The following script is from "Teacher to the World" which aired on March 11, 2012 and was rebroadcast on Sept. 2, 2012. Sanjay Gupta is the correspondent. Denise Schrier Cetta, producer. Matthew Danowski, editor.
Take a moment and remember your favorite teacher - now imagine that teacher could reach, not 30 kids in a classroom, but millions of students all over the world. As we first reported last spring, that's exactly what Sal Khan is doing on his website Khan Academy. With its digital lessons and simple exercises, he's determined to transform how we learn at every level. One of his most famous pupils, Bill Gates, says Khan -- this "teacher to the world," is giving us all a glimpse of the future of education.
35-year-old Sal Khan may look like a bicycle messenger, but with three degrees from MIT and an MBA from Harvard, his errand is intensely intellectual. In his tiny office above a tea shop in Silicon Valley, he settles in to do what he's done thousands of times before.
[Sal Khan: We've talked a lot now about the demand curve and consumer surplus.
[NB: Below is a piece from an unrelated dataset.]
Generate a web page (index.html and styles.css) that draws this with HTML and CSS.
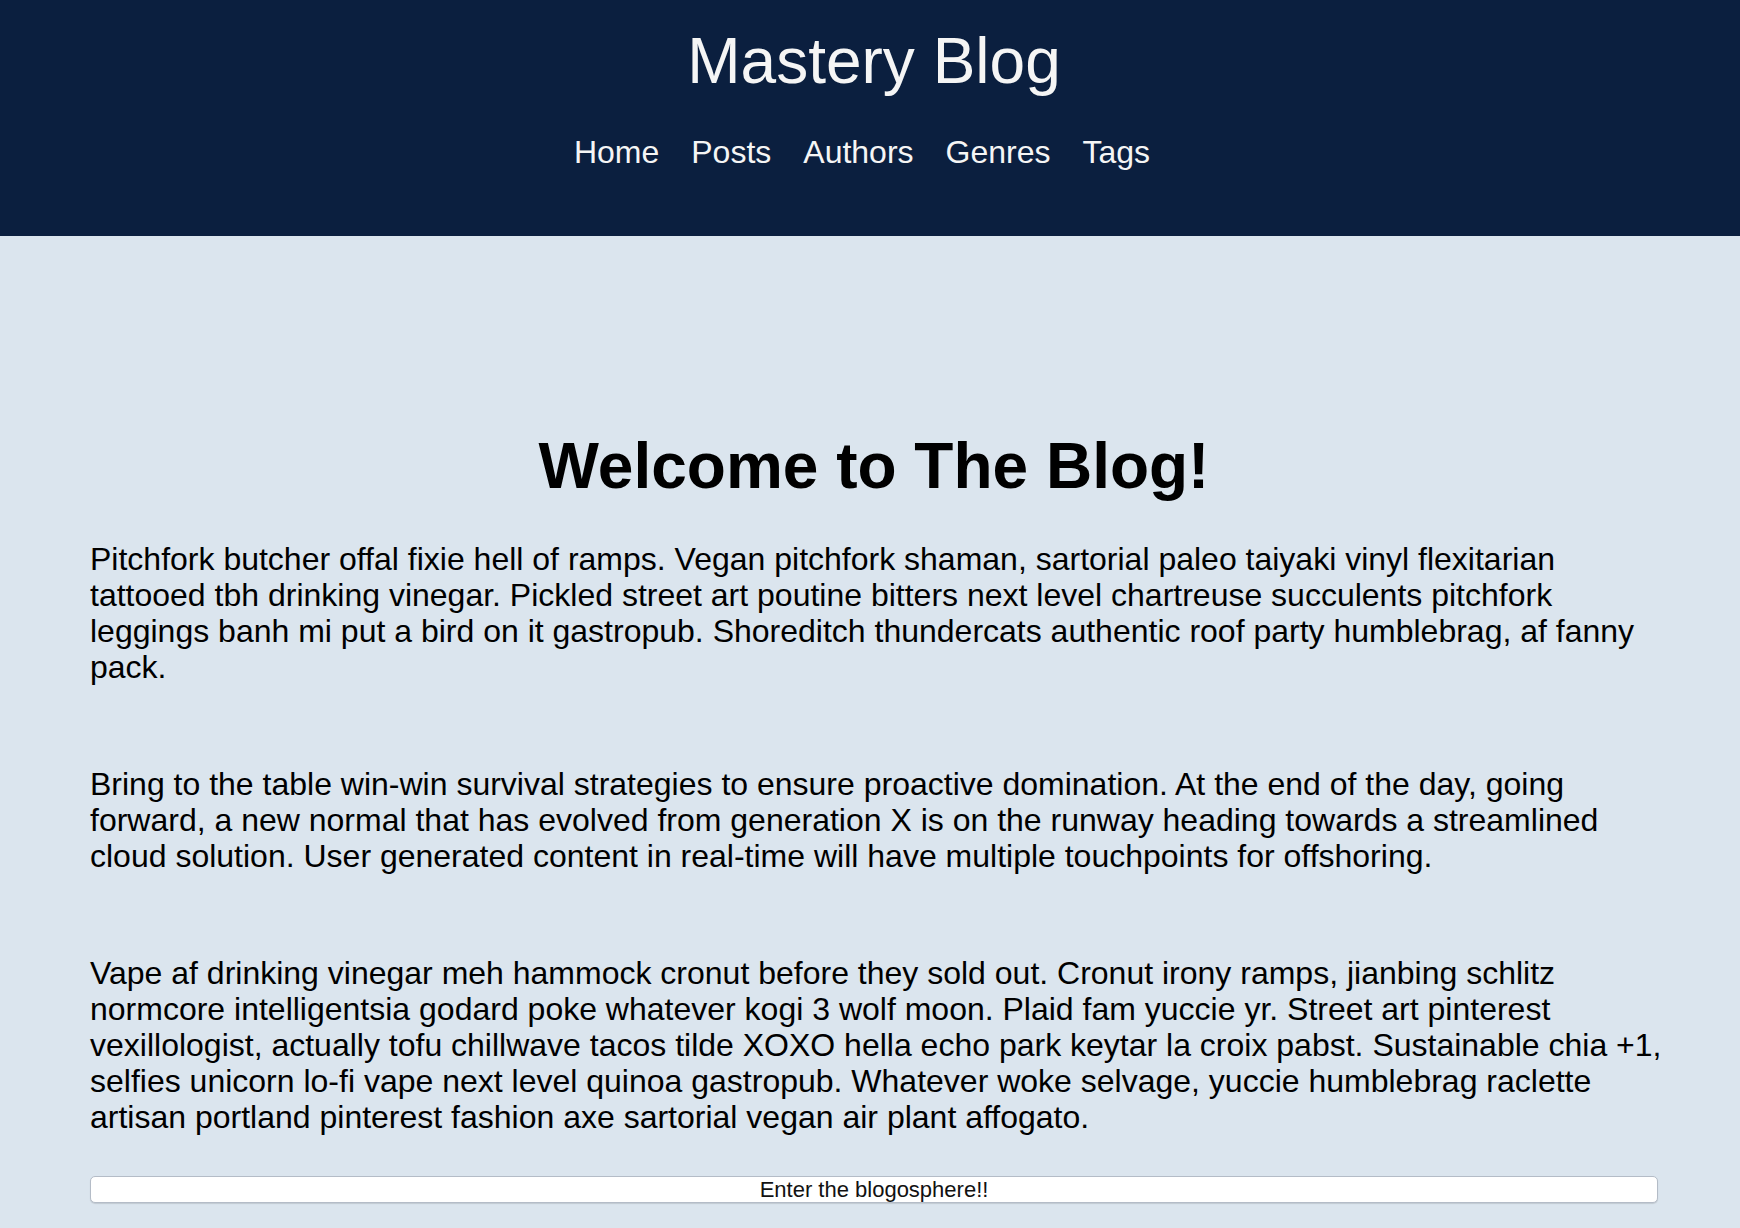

Now let's think about the supply curve.]
He's recording a 10-minute economics lesson. It's so simple - all you hear is his voice and all you see is his colorful sketches on a digital blackboard.
[Khan: In this video we are going to talk about the law of demand.]
When Khan finishes the lecture, he uploads it to his website - where it joins the more than 3,000 other lessons he's done. In just a couple of years he's gone from having a few hundred pupils to more than four million every month.
Sanjay Gupta: Has it sunk in to you that you are probably the most watched teacher in the world now?
Khan: I, you know, I try not to say things like that to myself. You don't want to think about it too much because it can I think paralyze you a little bit.
[Khan: So if we get rid of the percent sign, we move the decimal over...]
He's amassed a library of math lectures...
[Khan: 12 plus four is sixteen...]
Starting with basic addition and building all the way through advanced calculus.
[Khan: We are taking limited delta x approach to zero. It's the exact same thing.]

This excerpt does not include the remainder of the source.